Selon les rapports des douanes et de Tracfin, ces personnes auraient donc continué à acquérir en France des biens de grande valeur alors même qu’une plainte les visait déjà pour recel de détournement de fonds publics. C’est en apprenant l’existence de ces faits que les juges d’instruction en charge de cette plainte ont demandé au parquet de leur accorder un réquisitoire supplétif, afin d’étendre leur enquête à ces nouveaux éléments. Alors même qu’il n’aurait dû s’agir que d’une simple formalité, le parquet a refusé de donner suite cette demande, obligeant ainsi notre association à agir une nouvelle fois par la voie de la constitution de partie civile.

 

Ce refus du parquet offre, si besoin en était, une nouvelle illustration des immixtions probables du pouvoir politique dans les affaires politico-financières sensibles, immixtions à l’origine de notre proposition aux candidats à l’élection présidentielles afin de garantir une réelle indépendance de la justice. Rappelons à ce sujet les positions récentes de la Cour européenne des Droits de l’Homme et de la Cour de Cassation selon lesquelles le parquet français ne peut être considéré comme une véritable autorité judiciaire en raison de sa trop grande dépendance vis-à-vis du pouvoir exécutif.

 

Ce nouveau blocage est d’autant plus choquant qu’il intervient à quelques jours de la 4ème conférence des Etats parties à la convention des Nations Unies de lutte contre la corruption (Maroc, 24-28 Octobre 2011). Ratifiée par la France en 2005, cette convention fait de la restitution aux populations des avoirs publics détournés un principe fondamental.

 

Alors que les révolutions arabes ont souligné l’importance de lutter plus efficacement contre la grande corruption, il est temps que la France donne l’exemple en se conformant pleinement à ses engagements internationaux.

 

[1] Affaire portant sur des soupçons de recels en France de détournements de fonds publics opérés par différents membres des familles dirigeantes du Gabon, du Congo et de la Guinée Equatoriale. Initiée par SHERPA en mars 2007 avec le dépôt d’une plainte simple auprès du Parquet de Paris, l’affaire connaîtra une série de rebondissements tenant pour l’essentiel au refus opposé par le parquet de déclencher des poursuites. Ce n’est finalement qu’en Novembre 2010, et par suite d’une plainte avec constitution de partie civile déposée par Transparence International France, qu’une information judiciaire sera ouverte.
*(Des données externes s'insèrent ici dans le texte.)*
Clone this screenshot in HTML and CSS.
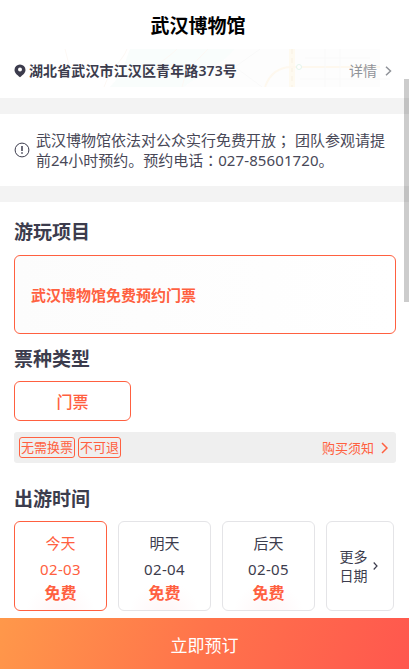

Cette information a été confiée à deux magistrats instructeurs près le Tribunal de Grande Instance de Paris.

[2] « Biens mal acquis : la justice louvoie » ; Libération, 28 juillet 2011. Article disponible ici : http://www.liberation.fr/societe/01012351428-biens-mal-acquis-la-justice-louvoie

[3] « Les « biens mal acquis » africains gênent la France », Le Monde, 9 juin 2011.